A senior official in Turkey's Interior Ministry said it has no information to corroborate claims of an increase in the number of Turks fighting in Afghanistan. The official asked not to be identified because Turkish rules bar civil servants from making statements to the press.

Al-Qaida's recruitment drive stems from a slow and steady resurgence that started in 2002, according to Taliban sources.

"They are awake," said Qari Mohammed Yusuf, who Afghan authorities confirm is a senior Taliban. "They have people going by different names to other countries. They are coming and going easily. In the last year, they have been organizing more day by day."

Al-Qaida has financed the Taliban in both Pakistan and Afghanistan, Yusuf said.

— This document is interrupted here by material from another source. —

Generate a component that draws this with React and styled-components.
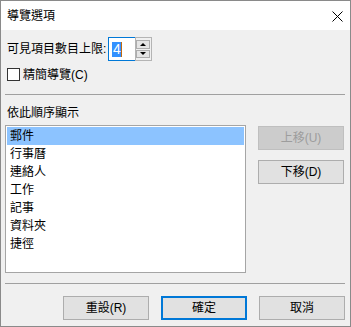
import React from 'react';
import styled, { createGlobalStyle } from 'styled-components';

const GlobalStyle = createGlobalStyle`
  html, body {
    margin: 0;
    padding: 0;
    background: #ffffff;
  }
  * {
    box-sizing: border-box;
  }
`;

const FONT = `"Liberation Sans", "Noto Sans CJK TC", sans-serif`;

const Window = styled.div`
  width: 351px;
  height: 327px;
  border: 1px solid #8a8a8a;
  display: flex;
  flex-direction: column;
  font-family: ${FONT};
  font-size: 12px;
  color: #000;
  overflow: hidden;
`;

const TitleBar = styled.div`
  height: 29px;
  background: #ffffff;
  display: flex;
  align-items: center;
  justify-content: space-between;
  padding: 0 7px 0 6px;
  flex-shrink: 0;
`;

const Title = styled.span`
  line-height: 16px;
  margin-top: 1px;
`;

const CloseIcon = styled.svg`
  width: 11px;
  height: 11px;
  margin-top: 1px;
`;

const Body = styled.div`
  flex: 1;
  background: #f0f0f0;
  padding: 0 5px 0 4px;
  display: flex;
  flex-direction: column;
`;

const LimitRow = styled.div`
  display: flex;
  align-items: center;
  height: 24px;
  margin-top: 7px;
`;

const LimitLabel = styled.span`
  width: 103px;
  padding-left: 2px;
  line-height: 16px;
  white-space: nowrap;
`;

const Spin = styled.div`
  display: flex;
  height: 24px;
`;

const SpinText = styled.div`
  width: 27px;
  height: 24px;
  border: 1px solid #0078d7;
  border-right: none;
  background: #ffffff;
  display: flex;
  align-items: center;
  padding-left: 3px;
`;

const Selected = styled.span`
  background: #3391ff;
  color: #ffffff;
  font-size: 14px;
  line-height: 15px;
  height: 15px;
  padding: 0 0 0 1px;
  border-right: 1px solid #c06a10;
`;

const SpinButtons = styled.div`
  width: 17px;
  height: 24px;
  border: 1px solid #b4b4b4;
  background: #f0f0f0;
  display: flex;
  flex-direction: column;
  gap: 1px;
  padding: 2px 1px 2px 0;
`;

const SpinButton = styled.div`
  flex: 1;
  border: 1px solid #adadad;
  background: #e5e5e5;
  display: flex;
  align-items: center;
  justify-content: center;
`;

const Arrow = styled.span`
  width: 0;
  height: 0;
  border-left: 3px solid transparent;
  border-right: 3px solid transparent;
  ${props => props.up
    ? 'border-bottom: 3px solid #000;'
    : 'border-top: 3px solid #000;'}
`;

const CheckRow = styled.label`
  display: flex;
  align-items: center;
  height: 13px;
  margin-top: 7px;
  padding-left: 2px;
`;

const CheckBox = styled.span`
  width: 13px;
  height: 13px;
  border: 1px solid #333333;
  background: #ffffff;
  flex-shrink: 0;
`;

const CheckLabel = styled.span`
  margin-left: 3px;
  line-height: 16px;
`;

const Separator = styled.div`
  height: 1px;
  background: #a0a0a0;
  margin-top: ${props => props.top}px;
  flex-shrink: 0;
`;

const SectionLabel = styled.div`
  margin-top: 10px;
  padding-left: 2px;
  line-height: 16px;
  height: 16px;
`;

const ListRow = styled.div`
  display: flex;
  margin-top: 4px;
  gap: 12px;
`;

const ListBox = styled.div`
  width: 241px;
  height: 148px;
  border: 1px solid #a5a5a5;
  background: #ffffff;
  padding: 1px 1px 0 1px;
`;

const ListItem = styled.div`
  height: 18px;
  line-height: 18px;
  padding-left: 3px;
  background: ${props => (props.selected ? '#8cc3ff' : 'transparent')};
`;

const SideButtons = styled.div`
  display: flex;
  flex-direction: column;
  gap: 10px;
  padding-top: 1px;
`;

const Button = styled.button`
  width: 86px;
  height: 24px;
  margin: 0;
  padding: 0;
  font-family: ${FONT};
  font-size: 12px;
  line-height: 16px;
  color: ${props => (props.disabled ? '#9d9d9d' : '#000000')};
  background: ${props => (props.disabled ? '#cccccc' : '#e1e1e1')};
  border: ${props =>
    props.primary ? '2px solid #0078d7' : props.disabled ? '1px solid #bfbfbf' : '1px solid #adadad'};
  cursor: default;
`;

const Footer = styled.div`
  display: flex;
  justify-content: flex-end;
  gap: 12px;
  margin-top: 12px;
`;

const items = ['郵件', '行事曆', '連絡人', '工作', '記事', '資料夾', '捷徑'];

export default function App() {
  return (
    <>
      <GlobalStyle />
      <Window>
        <TitleBar>
          <Title>導覽選項</Title>
          <CloseIcon viewBox="0 0 11 11">
            <path d="M0.5 0.5 L10.5 10.5 M10.5 0.5 L0.5 10.5" stroke="#000" strokeWidth="1" fill="none" />
          </CloseIcon>
        </TitleBar>
        <Body>
          <LimitRow>
            <LimitLabel>可見項目數目上限:</LimitLabel>
            <Spin>
              <SpinText>
                <Selected>4</Selected>
              </SpinText>
              <SpinButtons>
                <SpinButton><Arrow up /></SpinButton>
                <SpinButton><Arrow /></SpinButton>
              </SpinButtons>
            </Spin>
          </LimitRow>
          <CheckRow>
            <CheckBox />
            <CheckLabel>精簡導覽(C)</CheckLabel>
          </CheckRow>
          <Separator top={13} />
          <SectionLabel>依此順序顯示</SectionLabel>
          <ListRow>
            <ListBox>
              {items.map((item, i) => (
                <ListItem key={item} selected={i === 0}>{item}</ListItem>
              ))}
            </ListBox>
            <SideButtons>
              <Button disabled>上移(U)</Button>
              <Button>下移(D)</Button>
            </SideButtons>
          </ListRow>
          <Separator top={10} />
          <Footer>
            <Button>重設(R)</Button>
            <Button primary>確定</Button>
            <Button>取消</Button>
          </Footer>
        </Body>
      </Window>
    </>
  );
}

In the chaos created by the Taliban groups, al-Qaida has been able to steadily recruit, re-establish its public relations wing, plot new attacks and re-establish areas of operation on both sides of the border.

Some new recruits cross into Afghanistan's northern Balkh province or through Iran into Herat province in western Afghanistan, said Nangyal Khosti, a commander loyal to Jalaluddin Haqqani, a wanted terrorist. Those from Iran have often trained in Iraq and are hardened insurgents. The recruits, Yusuf said, head to Afghanistan's Paktika province, where there are roughly 150 Arab militants.

In Pakistan, al-Qaida recruits are sent to Waziristan and the lawless regions of the northwest along Afghanistan's eastern border, Yusuf said.

Afghan and Western officials say a key route for al-Qaida recruits is from Central Asia into northeastern Kunar and Nuristan provinces, where former US intelligence officials suspect Osama bin Laden is hiding. Both provinces border Pakistan's Bajaur tribal area, where the Taliban hold sway and where the US has targeted al-Qaida's No. 2, Ayman al-Zawahri.

The hulking mountains of Kunar and Nuristan soar thousands of feet and are heavily forested, giving militants good cover. Kunar was the location of the war's two deadliest attacks on US soldiers -- on Sunday, with the killing of the nine Americans, and in June 2005, when militants shot down a helicopter and killed 16 soldiers.

Kunar and Nuristan are also the only areas in South Asia where the Wahhabi or Salafi strain of Islam dominates. Wahhabism is the main sect in Saudi Arabia and is followed by al-Qaida, while Afghanistan's Islamic traditions are more Sufi and mystical in nature.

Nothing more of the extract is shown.